Statistical evidence. U-Chrom runner status: Notebook verified. Test: one-sided label permutation test on trace/chromosome deltas, 500 permutations, statistic=median(Purkinje)-median(non-Purkinje). Observed statistic: -0.07635; effect size: -0.07635; parameter value: -0.07635; p-value: 1.
Conclusion. Not supported (Opposite direction). The observed effect points opposite to the expected direction and does not provide statistical support in this subset.

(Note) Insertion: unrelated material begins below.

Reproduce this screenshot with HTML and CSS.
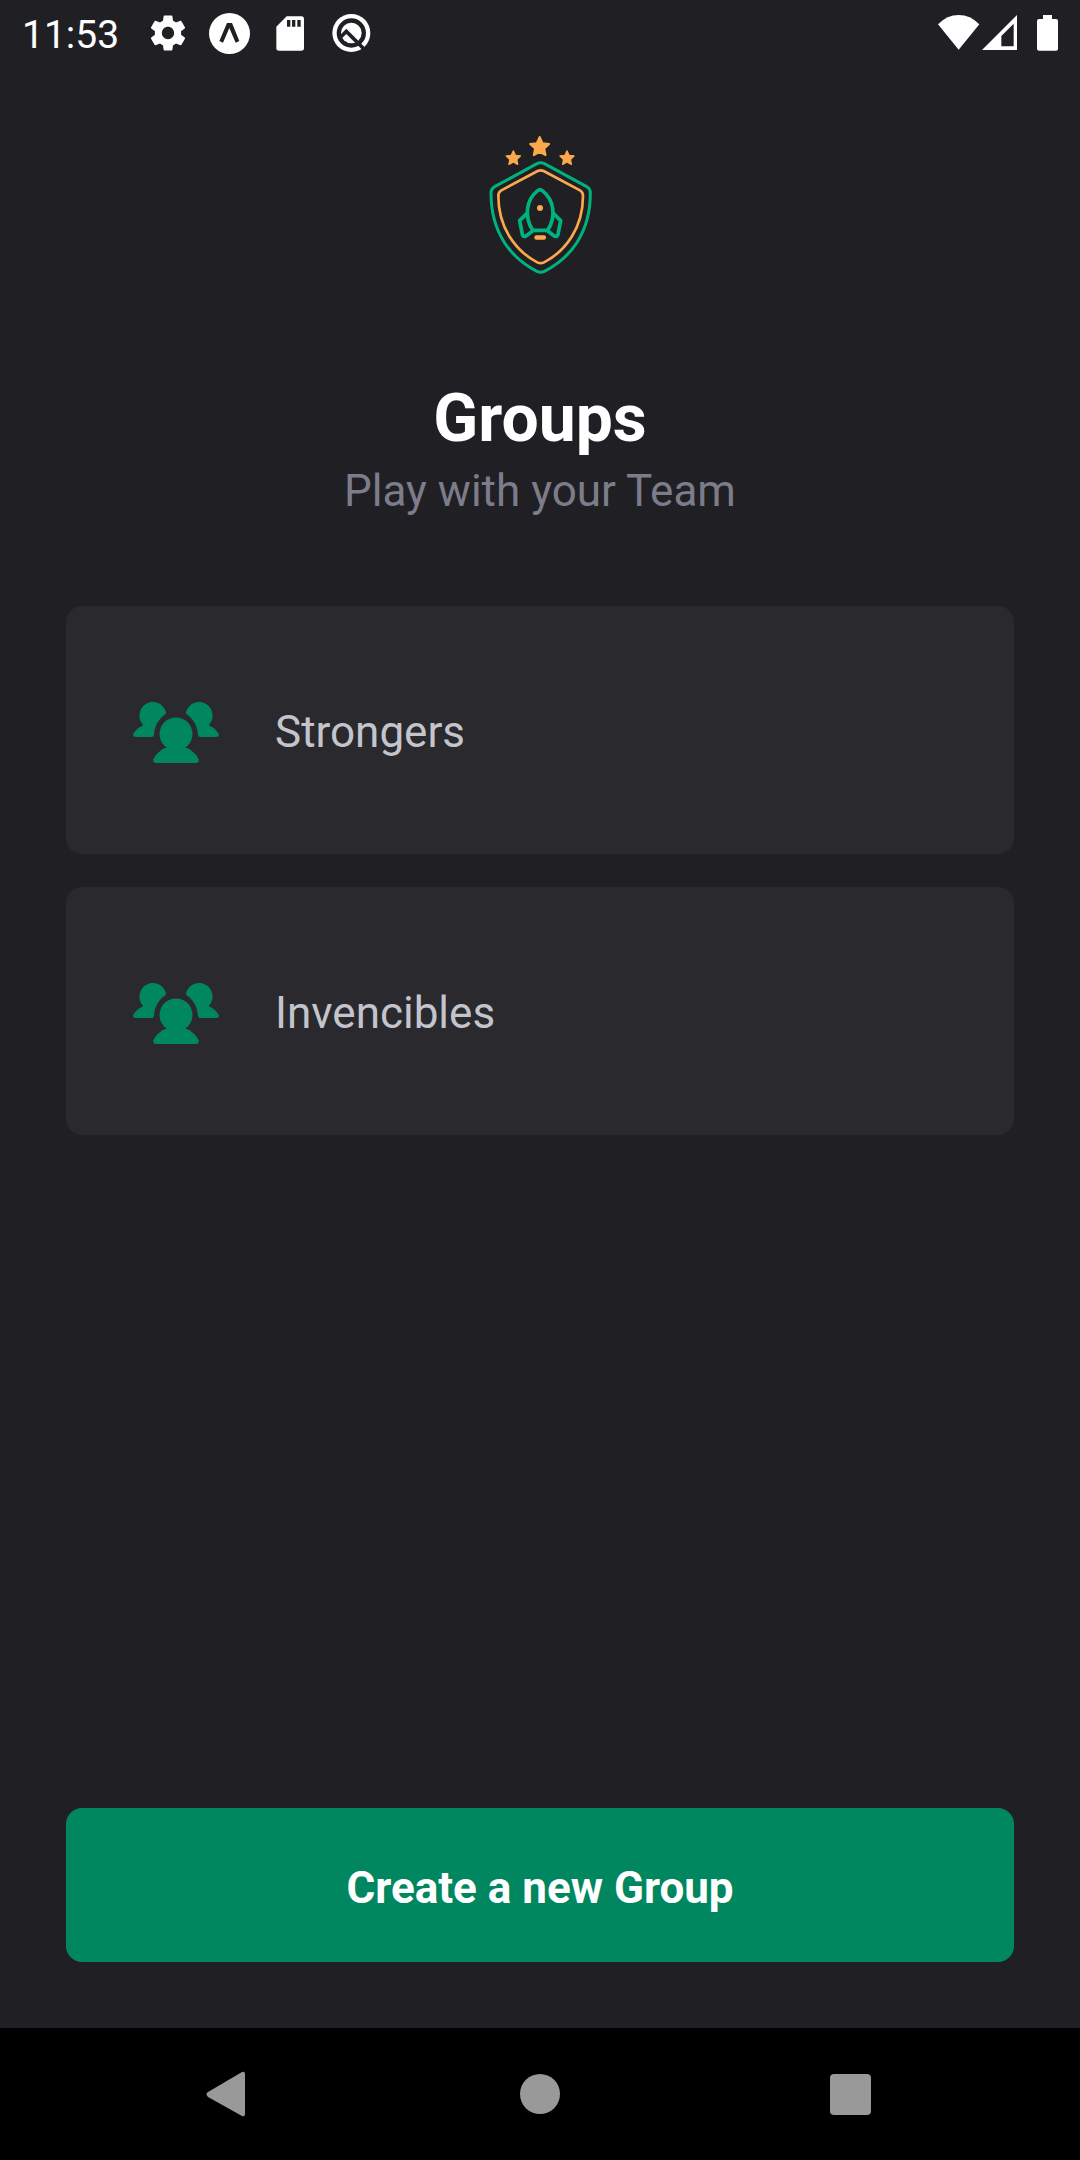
FILE: index.html
```html
<!DOCTYPE html>
<html lang="en">
<head>
<meta charset="utf-8">
<meta name="viewport" content="width=device-width, initial-scale=1">
<title>Groups</title>
<link rel="stylesheet" href="styles.css">
</head>
<body>
<svg class="sprite" aria-hidden="true">
  <symbol id="people" viewBox="36 18 264 264">
    <circle cx="168" cy="162" r="49.5"/>
    <path d="M138 203H198C214 208 230 224 236 238Q238 249 228 249H108Q98 249 100 238C106 224 122 208 138 203Z"/>
    <path id="side-person" d="M138 101C116 116 104 136 102 164Q102 171 95 171H47Q37 171 40 161C47 149 58 141 70 135A40.500 40.500 0 1 1 137 93Q138 98 138 101Z"/>
    <use href="#side-person" transform="translate(336 0) scale(-1 1)"/>
  </symbol>
  <symbol id="star" viewBox="-34 -34 68 68" overflow="visible">
    <path d="M0-30 8.500-11.600 28.500-9.300 13.700 4.400 17.600 24.300 0 14.400-17.600 24.300-13.700 4.400-28.500-9.300-8.500-11.600Z" stroke-width="6" stroke-linejoin="round"/>
  </symbol>
</svg>

<header class="status-bar">
  <time class="clock">11:53</time>
  <div class="notifications">
    <svg class="status-icon" viewBox="-1.700 -1.700 27.400 27.400"><path d="M19.430 12.980c.04-.32.07-.64.07-.98s-.03-.66-.07-.98l2.110-1.650c.19-.15.24-.42.12-.64l-2-3.460c-.12-.22-.39-.3-.61-.22l-2.490 1c-.52-.4-1.080-.73-1.690-.98l-.38-2.650C14.460 2.180 14.250 2 14 2h-4c-.25 0-.46.18-.49.42l-.38 2.650c-.61.25-1.170.59-1.690.98l-2.490-1c-.23-.09-.49 0-.61.22l-2 3.460c-.13.22-.07.49.12.64l2.110 1.650c-.04.32-.07.65-.07.98s.03.66.07.98l-2.110 1.650c-.19.15-.24.42-.12.64l2 3.460c.12.22.39.3.61.22l2.490-1c.52.4 1.080.73 1.690.98l.38 2.650c.03.24.24.42.49.42h4c.25 0 .46-.18.49-.42l.38-2.650c.61-.25 1.170-.59 1.690-.98l2.490 1c.23.09.49 0 .61-.22l2-3.460c.12-.22.07-.49-.12-.64l-2.110-1.650zM12 15.500c-1.930 0-3.500-1.570-3.500-3.500s1.570-3.500 3.500-3.500 3.500 1.570 3.500 3.500-1.570 3.500-3.500 3.500z"/></svg>
    <svg class="status-icon" viewBox="45 27 144 144"><circle cx="118.500" cy="100.500" r="61.500"/><path class="cutout" d="M111 69H126L148 123 137 128 118 84 99 128 88 123Z"/></svg>
    <svg class="status-icon" viewBox="228 27 144 144"><path d="M290 49H334Q342 49 342 57V144Q342 152 334 152H267Q259 152 259 144V80Z"/><path class="cutout" d="M291 60H301V80H291ZM306 60H316V80H306ZM322 60H332V80H322Z"/></svg>
    <svg class="status-icon" viewBox="411 27 144 144"><circle cx="484" cy="99" r="57"/><circle class="cutout" cx="484" cy="99" r="44"/><circle cx="484" cy="99" r="31"/><path class="cutout-line" d="M452 111 469 94 522 147"/></svg>
  </div>
  <div class="system">
    <svg class="wifi" viewBox="54 27 126 144"><path d="M54 73Q81 45 116 45T178 73L116 149Z"/></svg>
    <svg class="signal" viewBox="186 27 108 144"><path fill-rule="evenodd" d="M291 45V150H186ZM281 71 244 108V139H281Z"/></svg>
    <svg class="battery" viewBox="348 27 69 144"><path d="M369 45H396V57H408Q414 57 414 63V146Q414 152 408 152H357Q351 152 351 146V63Q351 57 357 57H369Z"/></svg>
  </div>
</header>

<main class="screen">
  <svg class="logo" viewBox="57 45 309 420" role="img" aria-label="Rocket shield">
    <g class="logo-stars">
      <use href="#star" x="175" y="47" width="68" height="68"/>
      <use href="#star" x="105" y="90" width="50" height="50"/>
      <use href="#star" x="266" y="90" width="50" height="50"/>
    </g>
    <path class="green-line" d="M201 131Q212 126 223 131L350 200Q361 206 361 220C361 340 300 415 223 454Q212 459 201 454C124 415 63 340 63 220Q63 206 74 200Z"/>
    <path class="orange-line" d="M203 153Q212 149 221 153L330 211Q339 216 339 228C339 320 290 392 222 427Q212 432 202 427C134 392 85 320 85 228Q85 216 94 211Z"/>
    <g class="green-line rocket">
      <path d="M188 331C162 290 168 240 203 212Q210 206 217 212C253 240 259 290 233 331Z"/>
      <path d="M173 278 149 302 157 343Q160 352 168 348L188 333M248 278 272 302 264 343Q261 352 253 348L233 333"/>
    </g>
    <g class="logo-fill"><circle cx="210" cy="264" r="9"/><rect x="193" y="346" width="35" height="13" rx="6"/></g>
  </svg>

  <div class="heading">
    <h1 class="title">Groups</h1>
    <p class="subtitle">Play with your Team</p>
  </div>

  <div class="group-list">
    <button class="group-card" type="button"><svg class="group-icon" aria-hidden="true"><use href="#people"/></svg><span class="group-name">Strongers</span></button>
    <button class="group-card" type="button"><svg class="group-icon" aria-hidden="true"><use href="#people"/></svg><span class="group-name">Invencibles</span></button>
  </div>

  <button class="create-button" type="button">Create a new Group</button>
</main>

<nav class="nav-bar" aria-label="System">
  <button class="nav-button" type="button" aria-label="Back"><svg class="nav-icon" viewBox="0 0 48 48"><path d="M3 22 37 2Q40 1 40 4V44Q40 47 37 46L3 27Q0 24 3 22Z"/></svg></button>
  <button class="nav-button" type="button" aria-label="Home"><svg class="nav-icon" viewBox="0 0 48 48"><circle cx="24" cy="24" r="20"/></svg></button>
  <button class="nav-button" type="button" aria-label="Recent apps"><svg class="nav-icon" viewBox="0 0 48 48"><rect x="3" y="4" width="41" height="41" rx="4"/></svg></button>
</nav>
</body>
</html>
```
FILE: styles.css
```css
* {
  box-sizing: border-box;
}

body {
  margin: 0;
  min-height: 100vh;
  display: flex;
  flex-direction: column;
  background: #202024;
  color: #fff;
  font-family: Roboto, sans-serif;
  font-size: 44px;
  line-height: 52px;
}

button {
  border: 0;
  font: inherit;
  cursor: pointer;
}

.sprite {
  position: absolute;
  width: 0;
  height: 0;
}

.status-bar {
  display: flex;
  align-items: center;
  height: 66px;
  padding: 0 21px 0 22px;
}

.status-bar svg {
  height: 48px;
  fill: #fff;
}

.clock {
  width: 122px;
  padding-top: 4px;
  font-size: 39px;
  line-height: 46px;
}

.notifications {
  display: flex;
  gap: 13px;
}

.status-icon {
  width: 48px;
}

.status-bar .cutout {
  fill: #202024;
}

.cutout-line {
  fill: none;
  stroke: #202024;
  stroke-width: 11px;
}

.system {
  display: flex;
  margin-left: auto;
}

.wifi {
  width: 42px;
  margin-right: 2px;
}

.signal {
  width: 36px;
  margin-right: 18px;
}

.battery {
  width: 23px;
}

.screen {
  flex: 1;
  display: flex;
  flex-direction: column;
  padding: 69px 66px 66px;
}

.logo {
  align-self: center;
  width: 103px;
  height: 140px;
}

.logo-stars,
.logo-fill {
  fill: #fba94c;
}

.logo-stars {
  stroke: #fba94c;
}

.green-line,
.orange-line {
  fill: none;
  stroke: #00b37e;
  stroke-width: 9px;
  stroke-linejoin: round;
}

.orange-line {
  stroke: #fba94c;
  stroke-width: 8px;
}

.rocket {
  stroke-width: 11px;
}

.heading {
  display: flex;
  flex-direction: column;
  gap: 8px;
  margin: 105px 0 89px;
  text-align: center;
}

.title,
.subtitle {
  margin: 0;
}

.title {
  font-size: 66px;
  line-height: 77px;
}

.subtitle {
  color: #7c7c8a;
}

.group-list {
  display: flex;
  flex-direction: column;
  gap: 33px;
  margin-bottom: 66px;
}

.group-card {
  display: flex;
  align-items: center;
  gap: 55px;
  min-height: 248px;
  padding: 66px;
  border-radius: 16px;
  background: #29292e;
  color: #c4c4cc;
  text-align: left;
}

.group-icon {
  width: 88px;
  height: 88px;
  fill: #00875f;
}

.group-name {
  padding-top: 4px;
}

.create-button {
  min-height: 154px;
  margin-top: auto;
  padding: 6px 33px 0;
  border-radius: 16px;
  background: #00875f;
  color: #fff;
  font-weight: 700;
}

.nav-bar {
  display: flex;
  justify-content: center;
  height: 132px;
  padding: 0 6%;
  background: #000;
}

.nav-button {
  flex: 1;
  max-width: 311px;
  display: flex;
  align-items: center;
  justify-content: center;
  padding: 0;
  background: none;
}

.nav-icon {
  width: 48px;
  height: 48px;
  fill: #999;
}
```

What verification means. Notebook verified means the run passed schema/data checks, produced finite numeric output, and included an explicit p-value/effect-size hypothesis test. It does not mean the biological hypothesis is automatically correct.
Checks passed. deterministic_rerun, finite_numeric_output, minimum_cell_count, minimum_spot_or_trace_count, negative_control_or_permutation, required_fields_exist, runtime_under_budget, statistical_hypothesis_test.
Main caveat. Spot-level local adjacent distances were computed within each trace/chromosome after genomic sorting.